Velocity as a function of time tells us how the speed of the train changes as time progresses. In our problem, since constant power is applied to increase the kinetic energy, we can find an expression for velocity as time passes.

First, remember that kinetic energy relates to velocity through the formula: \(K = \frac{1}{2} M v^2\). By knowing the power, \(P = \frac{dK}{dt}\), we derived that \(v = \sqrt{\frac{2K}{M}}\). Owing to the constant power, we find that the velocity changes with time as \(v(t) = \sqrt{\frac{2Pt}{M}}\).

Simply put, velocity increases with the square root of time. This relation shows us that as time goes on, the velocity won't increase linearly but rather at a slower rate as time moves forward. This slowing increase happens because even though power remains constant, the relation involving a square root influences the velocity rate.

Determining position as a function of time reveals how far the train travels at any point while it's accelerating. Since velocity relates to how position changes over time (\(v = \frac{dx}{dt}\)), integrating the velocity function will give us an expression for position.

Using the derived velocity \(v(t) = \sqrt{\frac{2Pt}{M}}\), we integrate it over time to get \(x(t) = \frac{2}{3}\sqrt{\frac{2P}{M}} t^{\frac{3}{2}}\).

The formula indicates that distance covered by the train is proportional to \(t^{3/2}\). This means the train doesn't just cover more distance over time, but the rate at which it covers distance also accelerates slightly due to the increasing power efficiently converting into movement.

Integration in physics is a powerful mathematical tool used to find accumulated quantities from rates of change.
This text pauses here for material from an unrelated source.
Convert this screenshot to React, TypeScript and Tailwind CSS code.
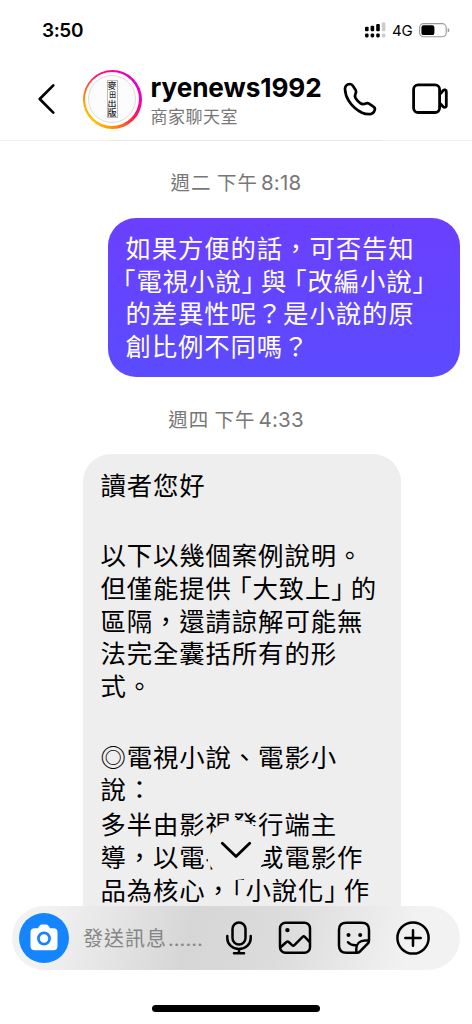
import React from "react";

const cjk = "font-['Noto_Sans_CJK_TC',sans-serif] [text-spacing-trim:space-all]";
const line = "h-[32.6px] whitespace-nowrap leading-[32.6px]";
const half = "[font-feature-settings:'halt']";

function StatusBar() {
  return (
    <div className="flex h-[60px] shrink-0 items-center pl-[42px] pr-[22px]">
      <span className="text-[19px] font-semibold leading-none tracking-[-0.4px]">3:50</span>
      <div className="ml-auto flex items-center">
        <svg width="21" height="16" viewBox="0 0 21 16">
          <rect x="0" y="4.7" width="3.6" height="4.5" rx="1" />
          <rect x="5.6" y="3.7" width="3.6" height="5.5" rx="1" />
          <rect x="11.2" y="1.9" width="3.6" height="7.3" rx="1" />
          <rect x="16.8" y="0.5" width="3.6" height="8.7" rx="1" fill="#ccc" />
          <rect x="0" y="11.4" width="3.6" height="4" rx="1.3" />
          <rect x="5.6" y="11.4" width="3.6" height="4" rx="1.3" />
          <rect x="11.2" y="11.4" width="3.6" height="4" rx="1.3" />
          <rect x="16.8" y="11.4" width="3.6" height="4" rx="1.3" fill="#ccc" />
        </svg>
        <span className="ml-[6px] w-[21px] text-[15px] leading-none tracking-[-0.2px]">4G</span>
        <svg className="ml-[6px]" width="31" height="15" viewBox="0 0 31 15">
          <rect x="0.6" y="0.6" width="26.6" height="13.2" rx="4" fill="none" stroke="#999" strokeWidth="1.1" />
          <rect x="2.4" y="2.3" width="13" height="9.8" rx="2.2" />
          <path d="M28.7 5v4.6c1.2-.5 1.7-1.3 1.7-2.3s-.5-1.8-1.7-2.3z" fill="#999" />
        </svg>
      </div>
    </div>
  );
}

function Avatar() {
  return (
    <div className="-mt-[2px] ml-[26.500px] flex size-[59px] shrink-0 items-center justify-center rounded-full bg-[conic-gradient(#ff00a0_0deg,#d900d8_45deg,#f000c0_75deg,#ff0090_105deg,#ff1b4a_130deg,#ff5a20_155deg,#ff9a00_185deg,#ffc400_220deg,#ffb000_255deg,#ff6a18_290deg,#ff1670_325deg,#ff00a0_360deg)]">
      <div className="flex size-[54px] items-center justify-center rounded-full bg-white">
        <div className="flex size-[48px] items-center justify-center rounded-full border border-[#ddd] bg-[#fcfcfc]">
          <div className="grid h-[38px] w-[11px] grid-rows-4 justify-items-center border border-[#bbb] font-['Noto_Sans_CJK_TC',serif] text-[9px] font-medium leading-[9px] text-[#222]">
            <span>麥</span>
            <span className="scale-75">田</span>
            <span className="scale-y-75">出</span>
            <span>版</span>
          </div>
        </div>
      </div>
    </div>
  );
}

function Header() {
  return (
    <div className="flex h-[81px] shrink-0 flex-col">
      <div className="flex h-[80px] items-center pl-[37px]">
        <svg className="-mt-[2px]" width="19" height="32" viewBox="0 0 19 32" fill="none" stroke="#000" strokeWidth="2.7" strokeLinecap="round" strokeLinejoin="round">
          <path d="M16.3 2.4 2.7 16l13.6 13.6" />
        </svg>
        <Avatar />
        <div className="ml-[9px] mt-[2px] flex w-[181px] flex-col">
          <span className="h-[28px] text-[26.2px] font-bold leading-[28px] tracking-[-0.1px]">ryenews1992</span>
          <span className={`${cjk} h-[27px] text-[17px] leading-[28px] tracking-[0.5px] text-[#777]`}>商家聊天室</span>
        </div>
        <svg className="-mt-[2px] ml-[11.500px]" width="34" height="34" viewBox="0 0 34 34" fill="none" stroke="#000" strokeWidth="2.700" strokeLinejoin="round">
          <path d="M7 2C3.800 2.300 2 4 2 7c.2 5 1.500 8.500 4 12.300 3.500 5.200 8 9 13 11.500 2.200 1 4.500 1.400 7 1.400 3 0 5-1.800 5.800-4.400.4-1.400 0-2.300-1.400-3.200l-4.400-3c-1.200-.8-2-.8-3.300-.2-2 .9-3.700 1-5.500-.3-1.600-1.100-3.300-2.900-4.400-4.600-1.200-1.800-1.100-3.200-.2-5 .7-1.400.7-2.300 0-3.600L10 4C9.200 2.600 8.400 2 7 2z" />
        </svg>
        <svg className="-mt-[2px] ml-[35px]" width="37" height="32" viewBox="0 0 37 32" fill="none" stroke="#000" strokeWidth="2.8" strokeLinejoin="round">
          <rect x="1.600" y="1.900" width="26" height="27.600" rx="4.500" />
          <path d="M27.800 11.200 31.200 7.500c1.200-1.100 3.100-.7 3.100 1v14.200c0 1.700-1.900 2.100-3.100 1l-3.400-3.600" />
        </svg>
      </div>
      <div className="h-px bg-[linear-gradient(90deg,#f1f1f1_108px,#e6e6e6_112px,#e6e6e6_380px,#f1f1f1_386px)]" />
    </div>
  );
}

function Stamp({ day, time }: { day: string; time: string }) {
  return (
    <div className="flex h-[30px] items-start justify-center text-[#777]">
      <span className={`${cjk} whitespace-pre text-[19.5px] leading-[28px] tracking-[1px]`}>{day}</span>
      <span className="ml-[3px] text-[20.5px] leading-[30px] tracking-[0.2px]">{time}</span>
    </div>
  );
}

function Chat() {
  return (
    <div className="relative h-[765px] shrink-0 overflow-hidden">
      <div className="pt-[27px]">
        <Stamp day="週二 下午" time="8:18" />
      </div>
      <div className={`${cjk} ml-[108px] mt-[20px] h-[159px] w-[352px] rounded-[28px] bg-linear-to-b from-[#6b3fff] to-[#5b4bff] pl-[17.500px] pt-[13px] text-[25.400px] tracking-[0.880px] text-white`}>
        <div className={line}>如果方便的話，可否告知</div>
        <div className={line}>
          <span className={`-ml-[2.700px] ${half}`}>「</span>電視小說<span className={`mr-[6px] ${half}`}>」</span>與<span className={`ml-[6.500px] ${half}`}>「</span>改編小說<span className={half}>」</span>
        </div>
        <div className={line}>的差異性呢？是小說的原</div>
        <div className={line}>創比例不同嗎？</div>
      </div>
      <div className="mt-[28px]">
        <Stamp day="週四 下午" time="4:33" />
      </div>
      <div className={`${cjk} ml-[83px] mt-[19px] h-[500px] w-[318px] rounded-[28px] bg-[#eee] pl-[17.500px] pt-[13.500px] text-[25.400px] tracking-[0.880px] text-black`}>
        <div className={line}>讀者您好</div>
        <div className={`mt-[38.4px] ${line}`}>以下以幾個案例說明。</div>
        <div className={line}>
          但僅能提供<span className={`ml-[7px] ${half}`}>「</span>大致上<span className={`mr-[6px] ${half}`}>」</span>的
        </div>
        <div className={line}>區隔，還請諒解可能無</div>
        <div className={line}>法完全囊括所有的形</div>
        <div className={line}>式。</div>
        <div className={`mt-[38.4px] ${line}`}>◎電視小說、電影小</div>
        <div className={line}>說：</div>
        <div className={`mt-[2.4px] ${line}`}>多半由影視發行端主</div>
        <div className={line}>導，以電視劇或電影作</div>
        <div className={line}>
          品為核心，<span className={half}>「</span>小說化<span className={`mr-[6px] ${half}`}>」</span>作
        </div>
      </div>
      <div className="absolute left-[206px] top-[679px] flex size-[60px] items-center justify-center rounded-full bg-[#eee]">
        <svg width="32" height="20" viewBox="0 0 32 20" fill="none" stroke="#000" strokeWidth="2.8" strokeLinecap="round" strokeLinejoin="round">
          <path d="M2.300 3.200 16 16.600 29.700 3.200" />
        </svg>
      </div>
    </div>
  );
}

function Composer() {
  return (
    <div className="ml-[12px] flex h-[64px] w-[448px] shrink-0 items-center rounded-[32px] bg-[linear-gradient(105deg,#f2f2f2_8%,#d6d6d6_40%,#dcdcdc_60%,#f2f2f2_88%)] pl-[7px]">
      <div className="flex size-[50px] items-center justify-center rounded-full bg-[#1485ff]">
        <svg className="-mt-[2px]" width="28" height="27" viewBox="0 0 28 27">
          <path d="M4.500 4.200h3.200L9.600 1.700C10.300.9 11 .5 12 .5h4c1 0 1.700.4 2.400 1.200l1.900 2.500h3.200c2.500 0 4 1.500 4 4v14c0 2.500-1.500 4-4 4h-19c-2.500 0-4-1.500-4-4v-14c0-2.500 1.500-4 4-4z" fill="#fff" />
          <circle cx="14" cy="14.500" r="5.600" fill="none" stroke="#1485ff" strokeWidth="2.700" />
        </svg>
      </div>
      <span className={`${cjk} ml-[14px] w-[130px] whitespace-nowrap text-[20px] leading-[30px] tracking-[1px] text-[#858585]`}>
        發送訊息<span className="ml-[1px] font-['Inter',sans-serif] tracking-[0.300px]">……</span>
      </span>
      <svg className="ml-[12px]" width="28" height="34" viewBox="0 0 28 34" fill="none" stroke="#000" strokeWidth="2.500" strokeLinecap="round">
        <rect x="7.500" y="1.500" width="13" height="22" rx="6.500" />
        <path d="M2.300 15v2.200a11.700 10.800 0 0 0 23.400 0V15M14 28v4M9 32.200h10" />
      </svg>
      <svg className="ml-[25px]" width="34" height="34" viewBox="0 0 34 34" fill="none" stroke="#000" strokeWidth="2.500" strokeLinecap="round" strokeLinejoin="round">
        <rect x="2" y="1.800" width="30" height="30" rx="5.500" />
        <path d="M2.300 26.500 8.500 21c.8-.7 1.400-.7 2.200 0l3.600 3.300c.8.700 1.400.6 2.100-.1l8.200-8.300c.8-.8 1.400-.8 2.200 0l5 5.200" />
        <circle cx="9.400" cy="9.100" r="2.200" fill="#000" stroke="none" />
      </svg>
      <svg className="ml-[25px]" width="34" height="34" viewBox="0 0 34 34" fill="none" stroke="#000" strokeWidth="2.500" strokeLinecap="round" strokeLinejoin="round">
        <path d="M20 31.800H9.500C4.500 31.800 2 29.500 2 24.500V9c0-5 2.500-7.200 7.500-7.200h15C29.500 1.800 32 4 32 9v10.500c0 1.500-.4 2.300-1.300 3.200l-7.800 7.800c-.9.900-1.600 1.300-2.900 1.300z" />
        <path d="M19.300 31v-3c0-5.200 3.500-8.400 8.700-8.400h3.500M11 21.200c2 2.300 4.500 3.200 8.200 3" />
        <circle cx="11.500" cy="14" r="2" fill="#000" stroke="none" />
        <circle cx="23.200" cy="14" r="2" fill="#000" stroke="none" />
      </svg>
      <svg className="ml-[24px]" width="36" height="36" viewBox="0 0 36 36" fill="none" stroke="#000" strokeWidth="2.500" strokeLinecap="round">
        <circle cx="18" cy="18" r="15.600" />
        <path d="M10.300 18h15.400M18 10.300v15.400" />
      </svg>
    </div>
  );
}

export default function App() {
  return (
    <div lang="zh-TW" className="flex h-[1024px] w-[472px] flex-col overflow-hidden bg-white font-['Inter',sans-serif] text-black">
      <StatusBar />
      <Header />
      <Chat />
      <Composer />
      <div className="flex flex-1 items-start justify-center pt-[35px]">
        <div className="h-[7px] w-[168px] rounded-full bg-black" />
      </div>
    </div>
  );
}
In our exercise, we first used integration to move from velocity to position over time.

When determining how a system evolves, if you know how one quantity (like velocity) changes, integration allows us to find another related quantity (like position). In the train problem, knowing velocity as a function of time (\(v = \frac{dx}{dt}\)), we integrated to find the position, resulting in \(x(t) = \frac{2}{3}\sqrt{\frac{2P}{M}} t^{\frac{3/2}}\).

Integration basically adds up little pieces over time periods to give us total quantities. Whether it’s computing areas under curves or finding total distance from speed, integration transforms changing rates into understandable cumulative values.